(Source records)
^^^^^^^^

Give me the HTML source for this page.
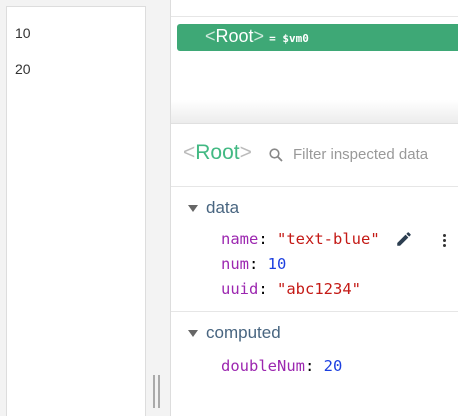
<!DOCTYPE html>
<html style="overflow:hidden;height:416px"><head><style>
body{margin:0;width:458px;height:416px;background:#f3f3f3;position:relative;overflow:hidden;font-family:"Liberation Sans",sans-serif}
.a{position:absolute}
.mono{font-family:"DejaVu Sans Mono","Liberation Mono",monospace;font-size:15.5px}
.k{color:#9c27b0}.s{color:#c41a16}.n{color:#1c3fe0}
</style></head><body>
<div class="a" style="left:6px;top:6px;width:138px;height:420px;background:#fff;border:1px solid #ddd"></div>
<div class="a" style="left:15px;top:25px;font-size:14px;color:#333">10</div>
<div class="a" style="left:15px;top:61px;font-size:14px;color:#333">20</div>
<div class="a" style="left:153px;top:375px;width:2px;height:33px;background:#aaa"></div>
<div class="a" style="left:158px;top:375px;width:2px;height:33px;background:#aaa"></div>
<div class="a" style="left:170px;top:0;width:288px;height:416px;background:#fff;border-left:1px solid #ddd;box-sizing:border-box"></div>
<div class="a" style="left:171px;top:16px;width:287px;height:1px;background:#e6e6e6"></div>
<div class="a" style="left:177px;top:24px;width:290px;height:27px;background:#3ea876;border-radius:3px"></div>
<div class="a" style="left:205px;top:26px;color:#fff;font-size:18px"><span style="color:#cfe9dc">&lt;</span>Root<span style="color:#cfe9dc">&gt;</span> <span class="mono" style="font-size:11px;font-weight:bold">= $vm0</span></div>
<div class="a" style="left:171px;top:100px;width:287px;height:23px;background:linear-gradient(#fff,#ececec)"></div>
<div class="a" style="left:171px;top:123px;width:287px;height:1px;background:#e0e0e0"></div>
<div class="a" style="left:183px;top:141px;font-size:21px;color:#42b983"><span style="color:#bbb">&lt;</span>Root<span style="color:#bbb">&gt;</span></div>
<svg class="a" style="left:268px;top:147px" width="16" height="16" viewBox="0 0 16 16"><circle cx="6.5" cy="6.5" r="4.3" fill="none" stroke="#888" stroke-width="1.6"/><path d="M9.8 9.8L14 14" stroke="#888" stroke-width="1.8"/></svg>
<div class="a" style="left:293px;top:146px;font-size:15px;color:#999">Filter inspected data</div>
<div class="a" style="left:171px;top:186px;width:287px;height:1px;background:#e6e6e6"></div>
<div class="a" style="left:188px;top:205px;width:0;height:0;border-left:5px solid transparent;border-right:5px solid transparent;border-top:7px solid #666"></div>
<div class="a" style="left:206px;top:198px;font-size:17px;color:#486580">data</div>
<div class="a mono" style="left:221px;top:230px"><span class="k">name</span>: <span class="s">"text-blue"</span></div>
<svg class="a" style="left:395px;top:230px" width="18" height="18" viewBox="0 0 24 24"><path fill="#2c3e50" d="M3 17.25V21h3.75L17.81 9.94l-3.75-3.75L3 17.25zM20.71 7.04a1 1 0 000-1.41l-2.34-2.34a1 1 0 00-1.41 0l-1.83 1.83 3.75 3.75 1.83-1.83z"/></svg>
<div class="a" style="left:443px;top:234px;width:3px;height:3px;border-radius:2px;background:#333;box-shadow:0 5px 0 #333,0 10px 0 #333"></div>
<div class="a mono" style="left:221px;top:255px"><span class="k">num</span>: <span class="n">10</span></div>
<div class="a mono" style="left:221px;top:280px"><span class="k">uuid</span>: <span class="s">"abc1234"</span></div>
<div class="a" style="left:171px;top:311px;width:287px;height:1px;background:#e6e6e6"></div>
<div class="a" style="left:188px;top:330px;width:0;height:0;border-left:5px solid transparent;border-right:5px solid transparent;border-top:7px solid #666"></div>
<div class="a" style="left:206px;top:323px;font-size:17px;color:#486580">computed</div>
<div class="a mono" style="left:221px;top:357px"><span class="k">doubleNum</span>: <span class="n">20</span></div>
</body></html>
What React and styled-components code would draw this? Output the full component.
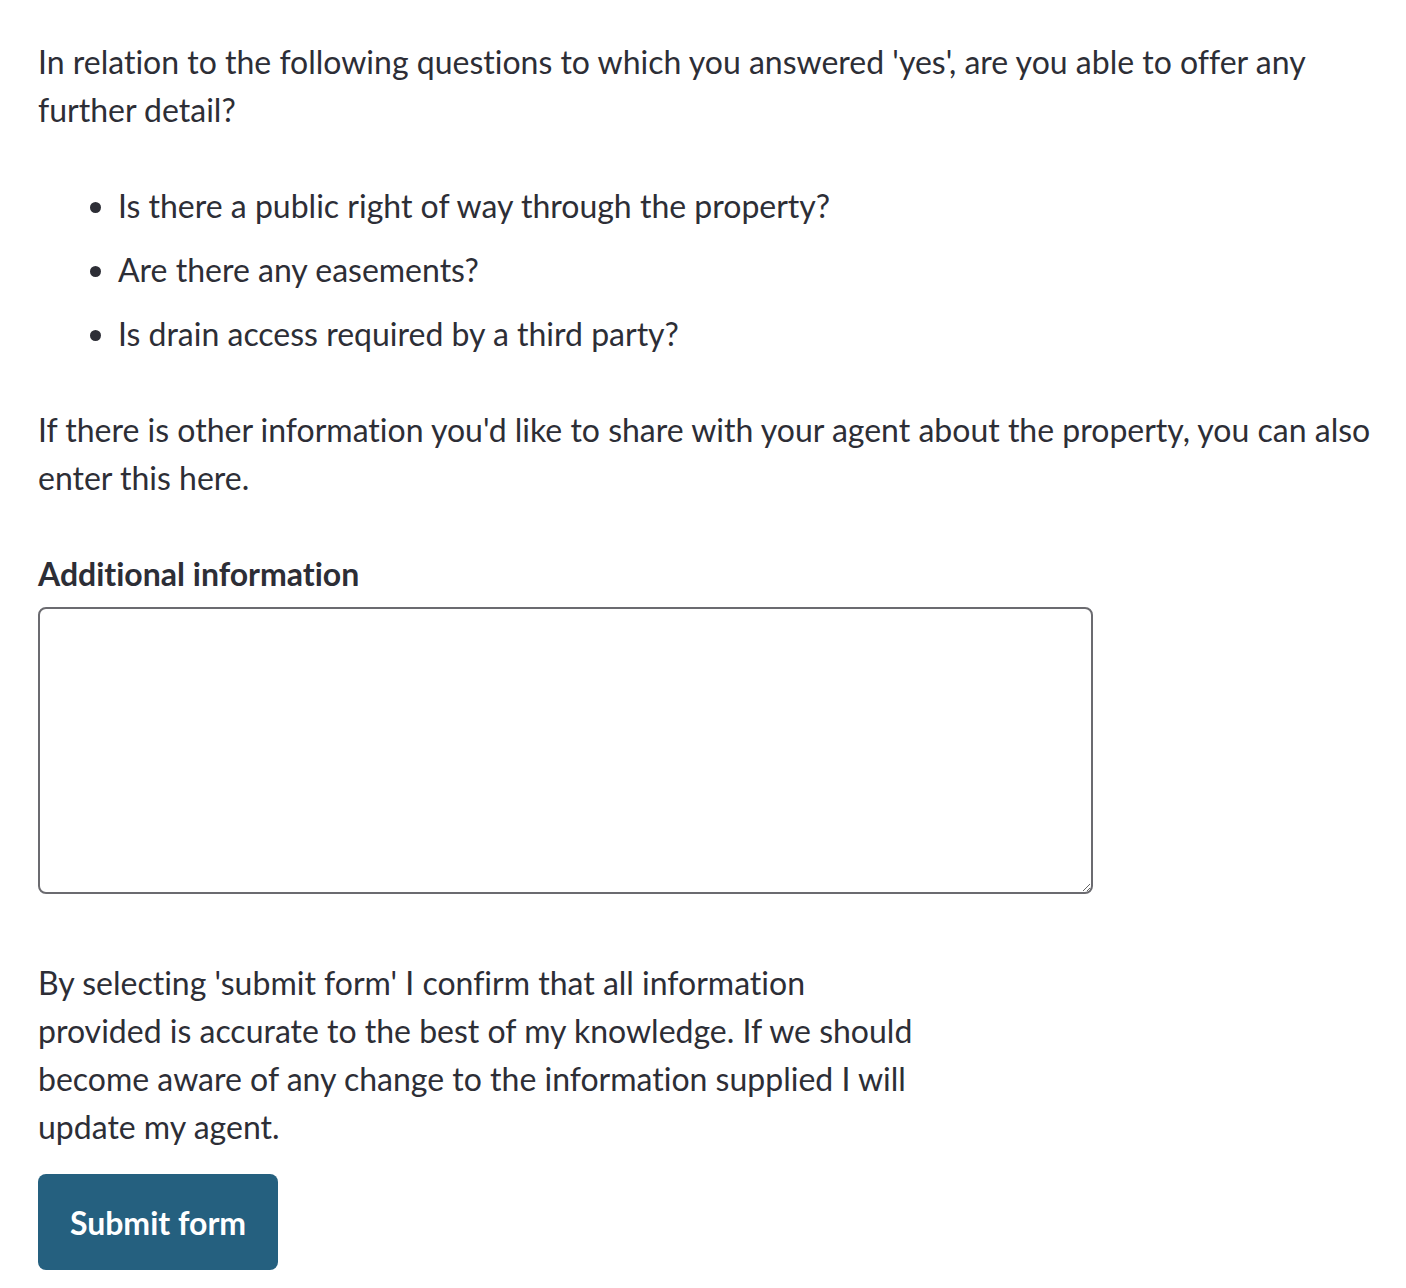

^^^^^^^^

*WRITTEN INSTRUCTION:* Write out each line of the data exactly; the images should be left out.

*TASK RESULT:*
Give me the HTML source for this page.
<!DOCTYPE html>
<html style="overflow:hidden;height:416px"><head><style>
body{margin:0;width:458px;height:416px;background:#f3f3f3;position:relative;overflow:hidden;font-family:"Liberation Sans",sans-serif}
.a{position:absolute}
.mono{font-family:"DejaVu Sans Mono","Liberation Mono",monospace;font-size:15.5px}
.k{color:#9c27b0}.s{color:#c41a16}.n{color:#1c3fe0}
</style></head><body>
<div class="a" style="left:6px;top:6px;width:138px;height:420px;background:#fff;border:1px solid #ddd"></div>
<div class="a" style="left:15px;top:25px;font-size:14px;color:#333">10</div>
<div class="a" style="left:15px;top:61px;font-size:14px;color:#333">20</div>
<div class="a" style="left:153px;top:375px;width:2px;height:33px;background:#aaa"></div>
<div class="a" style="left:158px;top:375px;width:2px;height:33px;background:#aaa"></div>
<div class="a" style="left:170px;top:0;width:288px;height:416px;background:#fff;border-left:1px solid #ddd;box-sizing:border-box"></div>
<div class="a" style="left:171px;top:16px;width:287px;height:1px;background:#e6e6e6"></div>
<div class="a" style="left:177px;top:24px;width:290px;height:27px;background:#3ea876;border-radius:3px"></div>
<div class="a" style="left:205px;top:26px;color:#fff;font-size:18px"><span style="color:#cfe9dc">&lt;</span>Root<span style="color:#cfe9dc">&gt;</span> <span class="mono" style="font-size:11px;font-weight:bold">= $vm0</span></div>
<div class="a" style="left:171px;top:100px;width:287px;height:23px;background:linear-gradient(#fff,#ececec)"></div>
<div class="a" style="left:171px;top:123px;width:287px;height:1px;background:#e0e0e0"></div>
<div class="a" style="left:183px;top:141px;font-size:21px;color:#42b983"><span style="color:#bbb">&lt;</span>Root<span style="color:#bbb">&gt;</span></div>
<svg class="a" style="left:268px;top:147px" width="16" height="16" viewBox="0 0 16 16"><circle cx="6.5" cy="6.5" r="4.3" fill="none" stroke="#888" stroke-width="1.6"/><path d="M9.8 9.8L14 14" stroke="#888" stroke-width="1.8"/></svg>
<div class="a" style="left:293px;top:146px;font-size:15px;color:#999">Filter inspected data</div>
<div class="a" style="left:171px;top:186px;width:287px;height:1px;background:#e6e6e6"></div>
<div class="a" style="left:188px;top:205px;width:0;height:0;border-left:5px solid transparent;border-right:5px solid transparent;border-top:7px solid #666"></div>
<div class="a" style="left:206px;top:198px;font-size:17px;color:#486580">data</div>
<div class="a mono" style="left:221px;top:230px"><span class="k">name</span>: <span class="s">"text-blue"</span></div>
<svg class="a" style="left:395px;top:230px" width="18" height="18" viewBox="0 0 24 24"><path fill="#2c3e50" d="M3 17.25V21h3.75L17.81 9.94l-3.75-3.75L3 17.25zM20.71 7.04a1 1 0 000-1.41l-2.34-2.34a1 1 0 00-1.41 0l-1.83 1.83 3.75 3.75 1.83-1.83z"/></svg>
<div class="a" style="left:443px;top:234px;width:3px;height:3px;border-radius:2px;background:#333;box-shadow:0 5px 0 #333,0 10px 0 #333"></div>
<div class="a mono" style="left:221px;top:255px"><span class="k">num</span>: <span class="n">10</span></div>
<div class="a mono" style="left:221px;top:280px"><span class="k">uuid</span>: <span class="s">"abc1234"</span></div>
<div class="a" style="left:171px;top:311px;width:287px;height:1px;background:#e6e6e6"></div>
<div class="a" style="left:188px;top:330px;width:0;height:0;border-left:5px solid transparent;border-right:5px solid transparent;border-top:7px solid #666"></div>
<div class="a" style="left:206px;top:323px;font-size:17px;color:#486580">computed</div>
<div class="a mono" style="left:221px;top:357px"><span class="k">doubleNum</span>: <span class="n">20</span></div>
</body></html>
What React and styled-components code would draw this? Output the full component.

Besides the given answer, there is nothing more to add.